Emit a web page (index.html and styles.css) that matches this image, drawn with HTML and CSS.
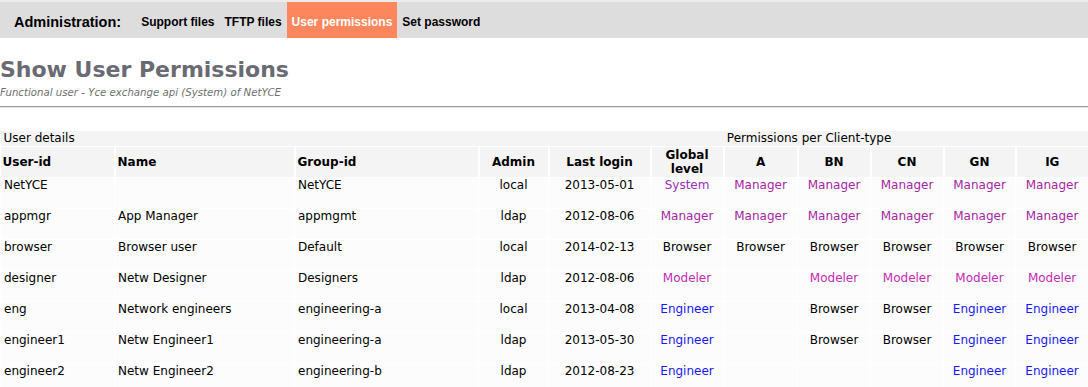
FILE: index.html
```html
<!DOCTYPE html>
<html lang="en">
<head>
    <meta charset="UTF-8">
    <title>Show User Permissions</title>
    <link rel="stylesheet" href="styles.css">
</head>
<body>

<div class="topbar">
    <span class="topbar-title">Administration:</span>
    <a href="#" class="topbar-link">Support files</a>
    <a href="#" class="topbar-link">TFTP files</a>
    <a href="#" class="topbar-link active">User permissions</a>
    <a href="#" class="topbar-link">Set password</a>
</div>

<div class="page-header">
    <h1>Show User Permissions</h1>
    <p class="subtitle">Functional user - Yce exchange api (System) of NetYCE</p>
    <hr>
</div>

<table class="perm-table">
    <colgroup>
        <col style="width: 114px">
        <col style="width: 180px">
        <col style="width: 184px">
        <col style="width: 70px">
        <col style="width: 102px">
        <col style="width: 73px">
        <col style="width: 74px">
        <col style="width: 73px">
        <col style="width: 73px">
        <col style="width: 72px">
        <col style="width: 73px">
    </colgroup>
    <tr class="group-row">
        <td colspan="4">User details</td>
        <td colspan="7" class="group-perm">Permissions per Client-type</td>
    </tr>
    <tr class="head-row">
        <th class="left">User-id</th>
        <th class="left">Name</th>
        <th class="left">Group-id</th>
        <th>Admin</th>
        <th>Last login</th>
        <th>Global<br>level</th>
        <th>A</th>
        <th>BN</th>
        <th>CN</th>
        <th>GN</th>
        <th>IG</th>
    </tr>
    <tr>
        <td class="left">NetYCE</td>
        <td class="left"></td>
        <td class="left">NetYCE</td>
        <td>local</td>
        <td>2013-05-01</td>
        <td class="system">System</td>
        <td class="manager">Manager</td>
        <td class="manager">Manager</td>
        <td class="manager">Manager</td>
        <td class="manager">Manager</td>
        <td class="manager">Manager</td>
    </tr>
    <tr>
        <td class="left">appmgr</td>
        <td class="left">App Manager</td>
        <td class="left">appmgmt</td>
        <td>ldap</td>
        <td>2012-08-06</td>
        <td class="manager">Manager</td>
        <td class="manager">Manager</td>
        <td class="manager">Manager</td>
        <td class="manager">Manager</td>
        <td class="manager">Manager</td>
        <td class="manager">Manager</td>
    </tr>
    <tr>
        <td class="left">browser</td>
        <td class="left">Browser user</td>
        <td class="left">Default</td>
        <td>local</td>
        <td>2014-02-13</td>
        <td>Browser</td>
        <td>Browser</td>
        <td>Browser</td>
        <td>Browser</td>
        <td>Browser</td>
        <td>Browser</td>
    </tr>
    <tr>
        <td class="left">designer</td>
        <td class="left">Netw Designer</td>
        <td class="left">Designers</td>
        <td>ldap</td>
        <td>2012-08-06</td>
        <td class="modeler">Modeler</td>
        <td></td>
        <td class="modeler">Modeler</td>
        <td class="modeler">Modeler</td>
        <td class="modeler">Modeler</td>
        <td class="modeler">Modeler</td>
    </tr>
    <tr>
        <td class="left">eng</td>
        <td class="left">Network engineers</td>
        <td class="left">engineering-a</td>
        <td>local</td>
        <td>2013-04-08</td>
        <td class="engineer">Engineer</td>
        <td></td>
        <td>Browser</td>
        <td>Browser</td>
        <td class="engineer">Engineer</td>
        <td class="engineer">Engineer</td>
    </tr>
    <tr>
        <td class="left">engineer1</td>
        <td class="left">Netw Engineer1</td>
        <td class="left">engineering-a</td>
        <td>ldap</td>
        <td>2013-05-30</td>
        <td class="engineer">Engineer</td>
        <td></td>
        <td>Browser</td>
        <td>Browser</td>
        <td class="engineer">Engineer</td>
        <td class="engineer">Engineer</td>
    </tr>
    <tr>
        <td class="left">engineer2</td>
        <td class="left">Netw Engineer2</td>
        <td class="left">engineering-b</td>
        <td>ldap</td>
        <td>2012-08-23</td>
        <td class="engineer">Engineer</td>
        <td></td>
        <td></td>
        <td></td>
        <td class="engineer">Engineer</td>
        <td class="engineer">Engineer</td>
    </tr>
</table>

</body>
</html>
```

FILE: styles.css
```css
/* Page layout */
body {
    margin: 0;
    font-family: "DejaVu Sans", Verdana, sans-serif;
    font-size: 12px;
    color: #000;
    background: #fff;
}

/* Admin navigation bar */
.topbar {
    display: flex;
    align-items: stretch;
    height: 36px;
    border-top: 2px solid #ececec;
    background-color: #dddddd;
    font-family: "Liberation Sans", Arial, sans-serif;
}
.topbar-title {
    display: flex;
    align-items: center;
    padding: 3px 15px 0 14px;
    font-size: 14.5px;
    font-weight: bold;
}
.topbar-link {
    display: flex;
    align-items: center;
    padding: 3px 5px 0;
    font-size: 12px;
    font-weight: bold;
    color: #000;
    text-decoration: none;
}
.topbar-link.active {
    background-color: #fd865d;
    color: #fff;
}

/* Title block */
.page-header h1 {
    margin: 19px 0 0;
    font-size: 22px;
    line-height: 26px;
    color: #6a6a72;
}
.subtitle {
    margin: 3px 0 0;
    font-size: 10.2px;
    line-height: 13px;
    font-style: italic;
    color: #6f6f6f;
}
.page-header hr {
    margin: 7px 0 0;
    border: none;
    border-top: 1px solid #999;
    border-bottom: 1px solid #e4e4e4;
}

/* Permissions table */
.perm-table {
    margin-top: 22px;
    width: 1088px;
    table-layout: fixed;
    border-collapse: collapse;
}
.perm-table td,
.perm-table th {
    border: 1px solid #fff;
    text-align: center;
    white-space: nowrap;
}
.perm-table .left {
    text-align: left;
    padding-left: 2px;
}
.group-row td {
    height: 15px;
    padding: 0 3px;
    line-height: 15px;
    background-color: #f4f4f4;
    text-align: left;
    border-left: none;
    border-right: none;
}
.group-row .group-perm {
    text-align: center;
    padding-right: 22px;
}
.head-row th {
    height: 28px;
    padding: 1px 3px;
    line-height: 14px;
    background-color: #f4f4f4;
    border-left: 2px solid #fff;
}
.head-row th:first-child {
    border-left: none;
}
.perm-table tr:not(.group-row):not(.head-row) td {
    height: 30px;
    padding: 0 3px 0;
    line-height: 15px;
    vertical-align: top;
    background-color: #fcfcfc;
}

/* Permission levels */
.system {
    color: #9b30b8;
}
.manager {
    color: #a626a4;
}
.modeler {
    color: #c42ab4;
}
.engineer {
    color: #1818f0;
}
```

* * *

* Directive
Copy the data character for character, but drop all pictures from the copy.

* The result
Emit a web page (index.html and styles.css) that matches this image, drawn with HTML and CSS.
FILE: index.html
```html
<!DOCTYPE html>
<html lang="en">
<head>
    <meta charset="UTF-8">
    <title>Show User Permissions</title>
    <link rel="stylesheet" href="styles.css">
</head>
<body>

<div class="topbar">
    <span class="topbar-title">Administration:</span>
    <a href="#" class="topbar-link">Support files</a>
    <a href="#" class="topbar-link">TFTP files</a>
    <a href="#" class="topbar-link active">User permissions</a>
    <a href="#" class="topbar-link">Set password</a>
</div>

<div class="page-header">
    <h1>Show User Permissions</h1>
    <p class="subtitle">Functional user - Yce exchange api (System) of NetYCE</p>
    <hr>
</div>

<table class="perm-table">
    <colgroup>
        <col style="width: 114px">
        <col style="width: 180px">
        <col style="width: 184px">
        <col style="width: 70px">
        <col style="width: 102px">
        <col style="width: 73px">
        <col style="width: 74px">
        <col style="width: 73px">
        <col style="width: 73px">
        <col style="width: 72px">
        <col style="width: 73px">
    </colgroup>
    <tr class="group-row">
        <td colspan="4">User details</td>
        <td colspan="7" class="group-perm">Permissions per Client-type</td>
    </tr>
    <tr class="head-row">
        <th class="left">User-id</th>
        <th class="left">Name</th>
        <th class="left">Group-id</th>
        <th>Admin</th>
        <th>Last login</th>
        <th>Global<br>level</th>
        <th>A</th>
        <th>BN</th>
        <th>CN</th>
        <th>GN</th>
        <th>IG</th>
    </tr>
    <tr>
        <td class="left">NetYCE</td>
        <td class="left"></td>
        <td class="left">NetYCE</td>
        <td>local</td>
        <td>2013-05-01</td>
        <td class="system">System</td>
        <td class="manager">Manager</td>
        <td class="manager">Manager</td>
        <td class="manager">Manager</td>
        <td class="manager">Manager</td>
        <td class="manager">Manager</td>
    </tr>
    <tr>
        <td class="left">appmgr</td>
        <td class="left">App Manager</td>
        <td class="left">appmgmt</td>
        <td>ldap</td>
        <td>2012-08-06</td>
        <td class="manager">Manager</td>
        <td class="manager">Manager</td>
        <td class="manager">Manager</td>
        <td class="manager">Manager</td>
        <td class="manager">Manager</td>
        <td class="manager">Manager</td>
    </tr>
    <tr>
        <td class="left">browser</td>
        <td class="left">Browser user</td>
        <td class="left">Default</td>
        <td>local</td>
        <td>2014-02-13</td>
        <td>Browser</td>
        <td>Browser</td>
        <td>Browser</td>
        <td>Browser</td>
        <td>Browser</td>
        <td>Browser</td>
    </tr>
    <tr>
        <td class="left">designer</td>
        <td class="left">Netw Designer</td>
        <td class="left">Designers</td>
        <td>ldap</td>
        <td>2012-08-06</td>
        <td class="modeler">Modeler</td>
        <td></td>
        <td class="modeler">Modeler</td>
        <td class="modeler">Modeler</td>
        <td class="modeler">Modeler</td>
        <td class="modeler">Modeler</td>
    </tr>
    <tr>
        <td class="left">eng</td>
        <td class="left">Network engineers</td>
        <td class="left">engineering-a</td>
        <td>local</td>
        <td>2013-04-08</td>
        <td class="engineer">Engineer</td>
        <td></td>
        <td>Browser</td>
        <td>Browser</td>
        <td class="engineer">Engineer</td>
        <td class="engineer">Engineer</td>
    </tr>
    <tr>
        <td class="left">engineer1</td>
        <td class="left">Netw Engineer1</td>
        <td class="left">engineering-a</td>
        <td>ldap</td>
        <td>2013-05-30</td>
        <td class="engineer">Engineer</td>
        <td></td>
        <td>Browser</td>
        <td>Browser</td>
        <td class="engineer">Engineer</td>
        <td class="engineer">Engineer</td>
    </tr>
    <tr>
        <td class="left">engineer2</td>
        <td class="left">Netw Engineer2</td>
        <td class="left">engineering-b</td>
        <td>ldap</td>
        <td>2012-08-23</td>
        <td class="engineer">Engineer</td>
        <td></td>
        <td></td>
        <td></td>
        <td class="engineer">Engineer</td>
        <td class="engineer">Engineer</td>
    </tr>
</table>

</body>
</html>
```

FILE: styles.css
```css
/* Page layout */
body {
    margin: 0;
    font-family: "DejaVu Sans", Verdana, sans-serif;
    font-size: 12px;
    color: #000;
    background: #fff;
}

/* Admin navigation bar */
.topbar {
    display: flex;
    align-items: stretch;
    height: 36px;
    border-top: 2px solid #ececec;
    background-color: #dddddd;
    font-family: "Liberation Sans", Arial, sans-serif;
}
.topbar-title {
    display: flex;
    align-items: center;
    padding: 3px 15px 0 14px;
    font-size: 14.5px;
    font-weight: bold;
}
.topbar-link {
    display: flex;
    align-items: center;
    padding: 3px 5px 0;
    font-size: 12px;
    font-weight: bold;
    color: #000;
    text-decoration: none;
}
.topbar-link.active {
    background-color: #fd865d;
    color: #fff;
}

/* Title block */
.page-header h1 {
    margin: 19px 0 0;
    font-size: 22px;
    line-height: 26px;
    color: #6a6a72;
}
.subtitle {
    margin: 3px 0 0;
    font-size: 10.2px;
    line-height: 13px;
    font-style: italic;
    color: #6f6f6f;
}
.page-header hr {
    margin: 7px 0 0;
    border: none;
    border-top: 1px solid #999;
    border-bottom: 1px solid #e4e4e4;
}

/* Permissions table */
.perm-table {
    margin-top: 22px;
    width: 1088px;
    table-layout: fixed;
    border-collapse: collapse;
}
.perm-table td,
.perm-table th {
    border: 1px solid #fff;
    text-align: center;
    white-space: nowrap;
}
.perm-table .left {
    text-align: left;
    padding-left: 2px;
}
.group-row td {
    height: 15px;
    padding: 0 3px;
    line-height: 15px;
    background-color: #f4f4f4;
    text-align: left;
    border-left: none;
    border-right: none;
}
.group-row .group-perm {
    text-align: center;
    padding-right: 22px;
}
.head-row th {
    height: 28px;
    padding: 1px 3px;
    line-height: 14px;
    background-color: #f4f4f4;
    border-left: 2px solid #fff;
}
.head-row th:first-child {
    border-left: none;
}
.perm-table tr:not(.group-row):not(.head-row) td {
    height: 30px;
    padding: 0 3px 0;
    line-height: 15px;
    vertical-align: top;
    background-color: #fcfcfc;
}

/* Permission levels */
.system {
    color: #9b30b8;
}
.manager {
    color: #a626a4;
}
.modeler {
    color: #c42ab4;
}
.engineer {
    color: #1818f0;
}
```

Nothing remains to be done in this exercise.